> **Set exercise**:
Search the material for the string "styles", then return every line where it is found.
┌──
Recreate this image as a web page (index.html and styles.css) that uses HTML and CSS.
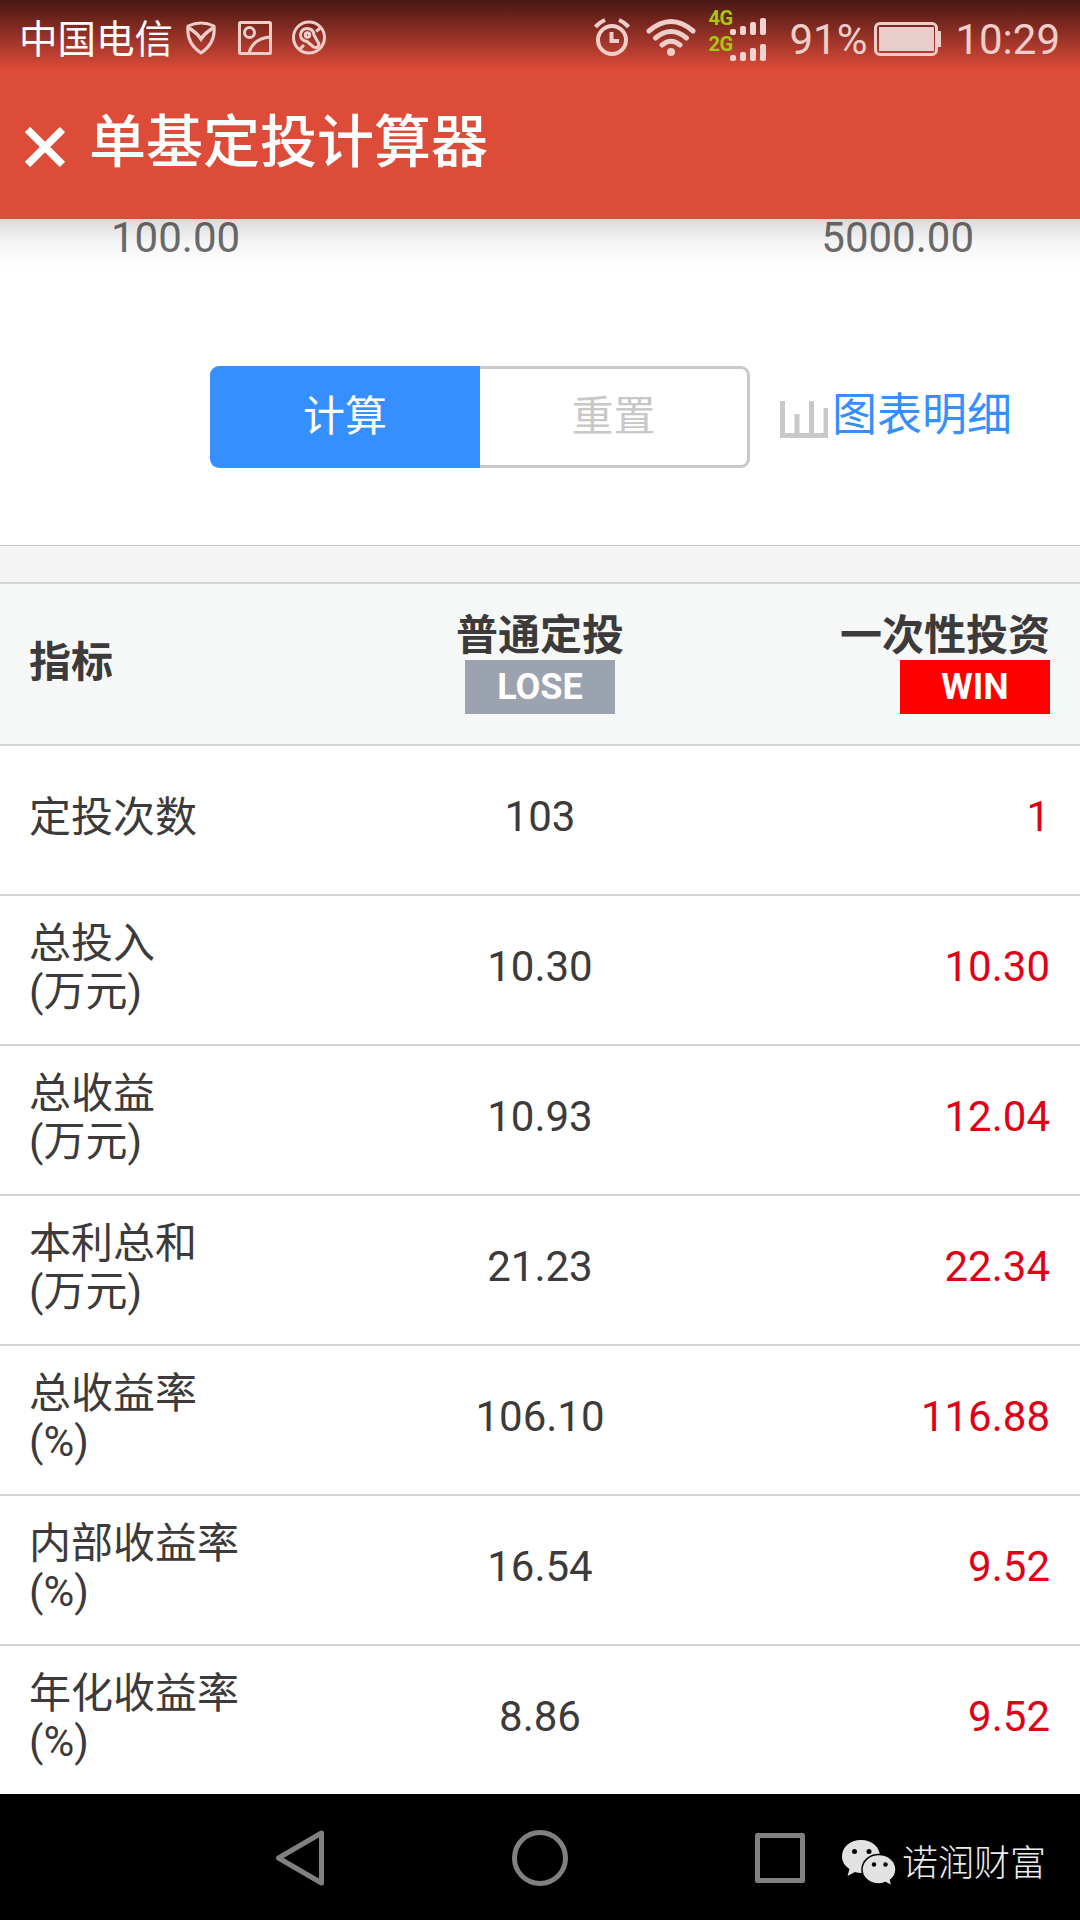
FILE: index.html
```
<!DOCTYPE html>
<html lang="zh-CN">
<head>
    <meta charset="UTF-8">
    <meta name="viewport" content="width=device-width, initial-scale=1.0">
    <title>单基定投计算器</title>
    <link rel="stylesheet" href="styles.css">
</head>
<body>
    <header class="header">
        <div class="status-bar">
            <span class="carrier">中国电信</span>
            <svg class="status-left" width="142" height="36" viewBox="0 0 142 36" fill="none" stroke="currentColor" stroke-width="3">
                <path d="M3 6Q16 0 29 6Q31 23 16 33Q1 23 3 6Z" stroke-linejoin="round"/>
                <path d="M4 8Q12 13 16 19Q20 13 28 8" stroke-width="3.500"/>
                <rect x="54.500" y="2.500" width="31" height="31" rx="1"/>
                <circle cx="64.500" cy="12.500" r="5"/>
                <path d="M64 33Q68 18 86 17"/>
                <circle cx="124" cy="17.500" r="15.500"/>
                <path d="M122 21.500Q115.500 20.500 115.500 14.500Q116.500 8.500 122.500 8.500Q128.500 9 129 15L134 24Q133 29 128.500 27Z" stroke-linejoin="round"/>
                <circle cx="122.500" cy="15" r="2.200"/>
                <path d="M115 29L119 25M131 11.500L136 7.500"/>
            </svg>
            <div class="status-right">
                <svg class="alarm" width="38" height="40" viewBox="0 0 38 40" fill="none" stroke="currentColor" stroke-width="4">
                    <circle cx="19" cy="22" r="14"/>
                    <path d="M18.500 14V23H26M2.500 9Q6 4.500 12 2M35.500 9Q32 4.500 26 2"/>
                </svg>
                <svg class="wifi" width="50" height="40" viewBox="0 0 50 40" fill="none" stroke="currentColor" stroke-width="5" stroke-linecap="round">
                    <path d="M3 13Q25 -6 47 13M9.500 20Q25 7 40.500 20M16 27Q25 19.500 34 27"/>
                    <circle cx="25" cy="34" r="4" fill="currentColor" stroke="none"/>
                </svg>
                <div class="signals">
                    <div class="signal"><b>4G</b><i class="b1"></i><i class="b2"></i><i class="b3"></i><i class="b4"></i></div>
                    <div class="signal"><b>2G</b><i class="b1"></i><i class="b2"></i><i class="b3"></i><i class="b4"></i></div>
                </div>
                <span class="percent">91%</span>
                <div class="battery"><div class="level"></div></div>
                <span class="time">10:29</span>
            </div>
        </div>
        <div class="title-bar">
            <svg class="close" width="40" height="40" viewBox="0 0 40 40" stroke="#fff" stroke-width="7.500">
                <path d="M2.500 2.500L37.500 37.500M37.500 2.500L2.500 37.500"/>
            </svg>
            <h1>单基定投计算器</h1>
        </div>
    </header>

    <main>
        <div class="range">
            <span>100.00</span>
            <span>5000.00</span>
        </div>
        <div class="actions">
            <div class="buttons">
                <button class="primary">计算</button>
                <button class="reset">重置</button>
            </div>
            <a class="detail">
                <svg width="48" height="37" viewBox="0 0 48 37" fill="none" stroke="#c8c8c8" stroke-width="5">
                    <path d="M2.500 0V34.500H48M17 13V34M31.500 0V34M46 7V34"/>
                </svg>
                <span>图表明细</span>
            </a>
        </div>
        <div class="gap"></div>
        <table>
            <thead>
                <tr>
                    <th>指标</th>
                    <th>普通定投<span class="tag lose">LOSE</span></th>
                    <th>一次性投资<span class="tag win">WIN</span></th>
                </tr>
            </thead>
            <tbody>
                <tr><td>定投次数</td><td>103</td><td>1</td></tr>
                <tr><td>总投入<br>(万元)</td><td>10.30</td><td>10.30</td></tr>
                <tr><td>总收益<br>(万元)</td><td>10.93</td><td>12.04</td></tr>
                <tr><td>本利总和<br>(万元)</td><td>21.23</td><td>22.34</td></tr>
                <tr><td>总收益率<br>(%)</td><td>106.10</td><td>116.88</td></tr>
                <tr><td>内部收益率<br>(%)</td><td>16.54</td><td>9.52</td></tr>
                <tr><td>年化收益率<br>(%)</td><td>8.86</td><td>9.52</td></tr>
            </tbody>
        </table>
    </main>

    <nav class="nav-bar">
        <svg class="nav-keys" width="532" height="60" viewBox="0 0 532 60" fill="none" stroke="#808080" stroke-width="5" stroke-linejoin="round">
            <path d="M3.500 30L46.500 5V55Z"/>
            <circle cx="265" cy="30" r="25.500"/>
            <rect x="482.500" y="7.500" width="45" height="45"/>
        </svg>
        <div class="account">
            <svg width="56" height="48" viewBox="0 0 56 48">
                <path fill="#e2e2e2" d="M20 1C9 1 1 8 1 17.500C1 23 4 27 8.500 30L6.500 37L14 33Q17 34 20 34C31 34 39 27 39 17.500S31 1 20 1Z"/>
                <path fill="#e2e2e2" stroke="#000" stroke-width="1.500" d="M38 15.500C28.500 15.500 21 22 21 30.500S28.500 45 38 45Q42 45 44.500 43.500L51 47L49.500 41C53 38.500 55 35 55 30.500C55 22 47.500 15.500 38 15.500Z"/>
                <circle cx="13.500" cy="12.500" r="2.500"/>
                <circle cx="28" cy="12.500" r="2.500"/>
                <circle cx="33" cy="25.500" r="2.200"/>
                <circle cx="44.500" cy="25.500" r="2.200"/>
            </svg>
            <span>诺润财富</span>
        </div>
    </nav>
</body>
</html>
```
FILE: styles.css
```
* {
    box-sizing: border-box;
}

body {
    margin: 0;
    height: 1920px;
    display: flex;
    flex-direction: column;
    font-family: Roboto, "Noto Sans CJK SC", sans-serif;
    font-size: 42px;
    color: #3c3a3a;
    background-color: #fff;
    overflow: hidden;
}

.header {
    position: relative;
    height: 219px;
    color: #fff;
    background: linear-gradient(#4c1813 0, #5c1e18 10px, #dd4b39 70px, #dd4b39 100%);
    border-bottom: 3px solid #d35138;
}

/* shadow under the title bar */
.header::after {
    content: "";
    position: absolute;
    left: 0;
    right: 0;
    top: 219px;
    height: 46px;
    border-top: 3px solid rgba(90, 70, 40, 0.2);
    background: linear-gradient(rgba(0, 0, 0, 0.13), rgba(0, 0, 0, 0.04) 45%, rgba(0, 0, 0, 0));
    background-clip: padding-box;
}

.status-bar {
    height: 75px;
    padding: 0 20px 0 19px;
    display: flex;
    align-items: center;
    color: #f0cdc9;
}

.carrier {
    color: #fff;
    font-size: 38.5px;
    line-height: 75px;
    margin-right: 12px;
    padding-top: 4px;
}

.status-right {
    margin-left: auto;
    display: flex;
    align-items: center;
}

.wifi {
    margin-left: 15px;
}

.signals {
    margin: 0 23px 0 12px;
}

.signal {
    height: 26px;
    display: flex;
    align-items: flex-end;
    gap: 4px;
    padding-bottom: 3px;
}

.signal b {
    width: 18px;
    font-size: 20px;
    line-height: 26px;
    color: #a6c80c;
    letter-spacing: -0.5px;
    padding-bottom: 4px;
}

.signal i {
    width: 6px;
    border-radius: 2px;
    background-color: #f3d3cf;
}

.b1 { height: 6px; }
.b2 { height: 9px; }
.b3 { height: 13px; }
.b4 { height: 17px; }

.percent,
.time {
    font-size: 42px;
    line-height: 75px;
    padding-top: 4px;
}

.battery {
    position: relative;
    width: 64px;
    height: 34px;
    margin: 2px 17px 0 7px;
    padding: 2px;
    border: 3px solid #f0cdc9;
    border-radius: 6px;
}

.battery::after {
    content: "";
    position: absolute;
    right: -6px;
    top: 6px;
    width: 4px;
    height: 16px;
    background-color: #f0cdc9;
}

.level {
    width: 55px;
    height: 100%;
    background-color: #e9cdcd;
}

.title-bar {
    height: 141px;
    display: flex;
    align-items: center;
    padding: 0 0 5px 25px;
}

.close {
    margin: 7px 24px 0 0;
}

h1 {
    margin: 0;
    font-size: 57px;
    line-height: 80px;
    font-weight: 500;
}

main {
    height: 1575px;
}

.range {
    height: 147px;
    padding: 0 106px 0 111px;
    display: flex;
    justify-content: space-between;
    line-height: 37px;
    color: #6e6e6e;
}

.actions {
    height: 179px;
    display: flex;
    align-items: flex-start;
    padding-left: 210px;
}

.buttons {
    width: 540px;
    height: 102px;
    display: flex;
}

button {
    width: 50%;
    padding: 0 0 9px;
    font: inherit;
    border: none;
}

.primary {
    color: #fff;
    background-color: #368fff;
    border-radius: 9px 0 0 9px;
}

.reset {
    color: #c8c8c8;
    background-color: #fff;
    border: 3px solid #c8c8c8;
    border-left: none;
    border-radius: 0 9px 9px 0;
}

.detail {
    display: flex;
    align-items: center;
    height: 91px;
    margin-left: 30px;
    font-size: 45px;
    color: #368fff;
}

.detail svg {
    margin: 15px 4px 0 0;
}

.gap {
    height: 37px;
    background-color: #f4f4f4;
    border-top: 1px solid #c8c8c8;
}

table {
    width: 100%;
    table-layout: fixed;
    border-collapse: collapse;
    line-height: 48px;
}

th,
td {
    width: 33.33%;
    height: 150px;
    padding: 0 30px 7px;
    text-align: center;
    vertical-align: middle;
    border-top: 2px solid #d4d4d4;
}

th {
    height: 162px;
    padding-bottom: 3px;
    font-weight: bold;
    background-color: #f6f8f7;
}

th:first-child,
td:first-child {
    padding-left: 29px;
    text-align: left;
}

td:first-child {
    padding-bottom: 5px;
}

th:last-child,
td:last-child {
    text-align: right;
}

td:last-child {
    color: #df0216;
}

.tag {
    display: block;
    width: 150px;
    height: 54px;
    margin: 0 auto;
    color: #fff;
    font-size: 36px;
    line-height: 54px;
    text-align: center;
}

.lose {
    background-color: #9ba3b1;
}

.win {
    margin-right: 0;
    background-color: #fe0000;
}

.nav-bar {
    height: 126px;
    display: flex;
    align-items: center;
    padding-left: 275px;
    background-color: #000;
}

.nav-keys {
    margin-top: 2px;
}

.account {
    display: flex;
    align-items: center;
    margin: 12px 0 0 34px;
    color: #ececec;
    font-size: 36px;
    font-weight: 300;
}

.account span {
    margin: 2px 0 0 5px;
    line-height: 48px;
}
```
└──
> **Expected answer**:
Recreate this image as a web page (index.html and styles.css) that uses HTML and CSS.
    <link rel="stylesheet" href="styles.css">
FILE: styles.css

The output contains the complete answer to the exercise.